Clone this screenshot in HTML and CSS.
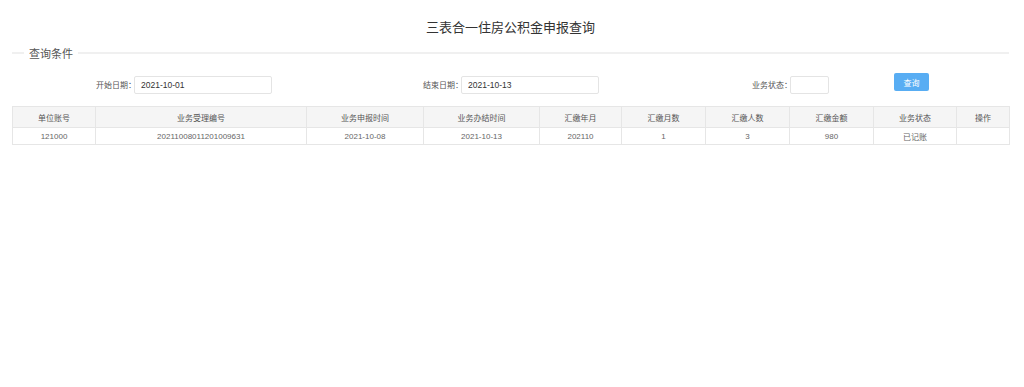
FILE: index.html
```html
<!DOCTYPE html>
<html lang="zh-CN">
<head>
    <meta charset="UTF-8">
    <title>三表合一住房公积金申报查询</title>
    <link rel="stylesheet" href="styles.css">
</head>
<body>
    <div class="page">
        <h1 class="title">三表合一住房公积金申报查询</h1>

        <div class="legend"><span>查询条件</span></div>

        <div class="search-row">
            <div class="field field-start">
                <label>开始日期：</label>
                <input type="text" class="box box-date" value="2021-10-01">
            </div>
            <div class="field field-end">
                <label>结束日期：</label>
                <input type="text" class="box box-date" value="2021-10-13">
            </div>
            <div class="field field-status">
                <label>业务状态：</label>
                <input type="text" class="box box-status" value="">
            </div>
            <button class="btn-search">查询</button>
        </div>

        <table class="result-table">
            <colgroup>
                <col style="width: 83px">
                <col style="width: 211px">
                <col style="width: 117px">
                <col style="width: 116px">
                <col style="width: 82px">
                <col style="width: 84px">
                <col style="width: 84px">
                <col style="width: 84px">
                <col style="width: 83px">
                <col style="width: 53px">
            </colgroup>
            <thead>
                <tr>
                    <th>单位账号</th>
                    <th>业务受理编号</th>
                    <th>业务申报时间</th>
                    <th>业务办结时间</th>
                    <th>汇缴年月</th>
                    <th>汇缴月数</th>
                    <th>汇缴人数</th>
                    <th>汇缴金额</th>
                    <th>业务状态</th>
                    <th>操作</th>
                </tr>
            </thead>
            <tbody>
                <tr>
                    <td>121000</td>
                    <td>20211008011201009631</td>
                    <td>2021-10-08</td>
                    <td>2021-10-13</td>
                    <td>202110</td>
                    <td>1</td>
                    <td>3</td>
                    <td>980</td>
                    <td>已记账</td>
                    <td></td>
                </tr>
            </tbody>
        </table>
    </div>
</body>
</html>
```

FILE: styles.css
```css
* {
    margin: 0;
    padding: 0;
    box-sizing: border-box;
}

body {
    background: #fff;
    font-family: "Noto Sans CJK SC", "Noto Sans", sans-serif;
    color: #555;
}

.page {
    padding: 0 15px 0 12px;
}

.title {
    padding-top: 18px;
    font-size: 13px;
    font-weight: normal;
    line-height: 18px;
    color: #333;
    text-align: center;
}

.legend {
    display: flex;
    align-items: center;
    margin-top: 9px;
    height: 16px;
}

.legend::before,
.legend::after {
    content: '';
    height: 2px;
    background: #f0f0f0;
}

.legend::before {
    width: 12px;
}

.legend::after {
    flex: 1;
}

.legend span {
    padding: 0 5px;
    font-size: 11px;
    line-height: 16px;
    color: #555;
}

.search-row {
    display: flex;
    align-items: center;
    margin-top: 14px;
    height: 19px;
}

.field {
    display: flex;
    align-items: center;
}

.field label {
    flex: none;
    width: 38px;
    font-size: 8px;
    color: #555;
    white-space: nowrap;
}

.field-start {
    margin-left: 84px;
}

.field-end {
    margin-left: 151px;
}

.field-status {
    margin-left: 153px;
}

.box {
    position: relative;
    height: 18px;
    border: 1px solid #e4e4e4;
    border-radius: 2px;
    padding: 0 6px;
    background: transparent;
    font-family: "Liberation Sans", sans-serif;
    font-size: 8.5px;
    color: #333;
    outline: none;
}

.box-date {
    width: 138px;
}

.box-status {
    width: 39px;
}

.btn-search {
    margin-left: 65px;
    margin-top: -5px;
    width: 35px;
    height: 18px;
    border: none;
    border-radius: 2px;
    background: #58adf3;
    color: #fff;
    font-family: "Noto Sans CJK SC", sans-serif;
    font-size: 8px;
}

.result-table {
    margin-top: 12px;
    width: 997px;
    border-collapse: collapse;
    table-layout: fixed;
    font-size: 8px;
}

.result-table th,
.result-table td {
    border: 1px solid #e6e6e6;
    text-align: center;
    font-weight: normal;
}

.result-table th {
    height: 21px;
    background: #f5f5f5;
    color: #555;
}

.result-table td {
    height: 17px;
    color: #666;
    font-family: "Liberation Sans", "Noto Sans CJK SC", sans-serif;
}
```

**REQUIRED WORK:**
Exclude the images, then output the data above word for word.

**WRITTEN ANSWER:**
Clone this screenshot in HTML and CSS.
FILE: index.html
```html
<!DOCTYPE html>
<html lang="zh-CN">
<head>
    <meta charset="UTF-8">
    <title>三表合一住房公积金申报查询</title>
    <link rel="stylesheet" href="styles.css">
</head>
<body>
    <div class="page">
        <h1 class="title">三表合一住房公积金申报查询</h1>

        <div class="legend"><span>查询条件</span></div>

        <div class="search-row">
            <div class="field field-start">
                <label>开始日期：</label>
                <input type="text" class="box box-date" value="2021-10-01">
            </div>
            <div class="field field-end">
                <label>结束日期：</label>
                <input type="text" class="box box-date" value="2021-10-13">
            </div>
            <div class="field field-status">
                <label>业务状态：</label>
                <input type="text" class="box box-status" value="">
            </div>
            <button class="btn-search">查询</button>
        </div>

        <table class="result-table">
            <colgroup>
                <col style="width: 83px">
                <col style="width: 211px">
                <col style="width: 117px">
                <col style="width: 116px">
                <col style="width: 82px">
                <col style="width: 84px">
                <col style="width: 84px">
                <col style="width: 84px">
                <col style="width: 83px">
                <col style="width: 53px">
            </colgroup>
            <thead>
                <tr>
                    <th>单位账号</th>
                    <th>业务受理编号</th>
                    <th>业务申报时间</th>
                    <th>业务办结时间</th>
                    <th>汇缴年月</th>
                    <th>汇缴月数</th>
                    <th>汇缴人数</th>
                    <th>汇缴金额</th>
                    <th>业务状态</th>
                    <th>操作</th>
                </tr>
            </thead>
            <tbody>
                <tr>
                    <td>121000</td>
                    <td>20211008011201009631</td>
                    <td>2021-10-08</td>
                    <td>2021-10-13</td>
                    <td>202110</td>
                    <td>1</td>
                    <td>3</td>
                    <td>980</td>
                    <td>已记账</td>
                    <td></td>
                </tr>
            </tbody>
        </table>
    </div>
</body>
</html>
```

FILE: styles.css
```css
* {
    margin: 0;
    padding: 0;
    box-sizing: border-box;
}

body {
    background: #fff;
    font-family: "Noto Sans CJK SC", "Noto Sans", sans-serif;
    color: #555;
}

.page {
    padding: 0 15px 0 12px;
}

.title {
    padding-top: 18px;
    font-size: 13px;
    font-weight: normal;
    line-height: 18px;
    color: #333;
    text-align: center;
}

.legend {
    display: flex;
    align-items: center;
    margin-top: 9px;
    height: 16px;
}

.legend::before,
.legend::after {
    content: '';
    height: 2px;
    background: #f0f0f0;
}

.legend::before {
    width: 12px;
}

.legend::after {
    flex: 1;
}

.legend span {
    padding: 0 5px;
    font-size: 11px;
    line-height: 16px;
    color: #555;
}

.search-row {
    display: flex;
    align-items: center;
    margin-top: 14px;
    height: 19px;
}

.field {
    display: flex;
    align-items: center;
}

.field label {
    flex: none;
    width: 38px;
    font-size: 8px;
    color: #555;
    white-space: nowrap;
}

.field-start {
    margin-left: 84px;
}

.field-end {
    margin-left: 151px;
}

.field-status {
    margin-left: 153px;
}

.box {
    position: relative;
    height: 18px;
    border: 1px solid #e4e4e4;
    border-radius: 2px;
    padding: 0 6px;
    background: transparent;
    font-family: "Liberation Sans", sans-serif;
    font-size: 8.5px;
    color: #333;
    outline: none;
}

.box-date {
    width: 138px;
}

.box-status {
    width: 39px;
}

.btn-search {
    margin-left: 65px;
    margin-top: -5px;
    width: 35px;
    height: 18px;
    border: none;
    border-radius: 2px;
    background: #58adf3;
    color: #fff;
    font-family: "Noto Sans CJK SC", sans-serif;
    font-size: 8px;
}

.result-table {
    margin-top: 12px;
    width: 997px;
    border-collapse: collapse;
    table-layout: fixed;
    font-size: 8px;
}

.result-table th,
.result-table td {
    border: 1px solid #e6e6e6;
    text-align: center;
    font-weight: normal;
}

.result-table th {
    height: 21px;
    background: #f5f5f5;
    color: #555;
}

.result-table td {
    height: 17px;
    color: #666;
    font-family: "Liberation Sans", "Noto Sans CJK SC", sans-serif;
}
```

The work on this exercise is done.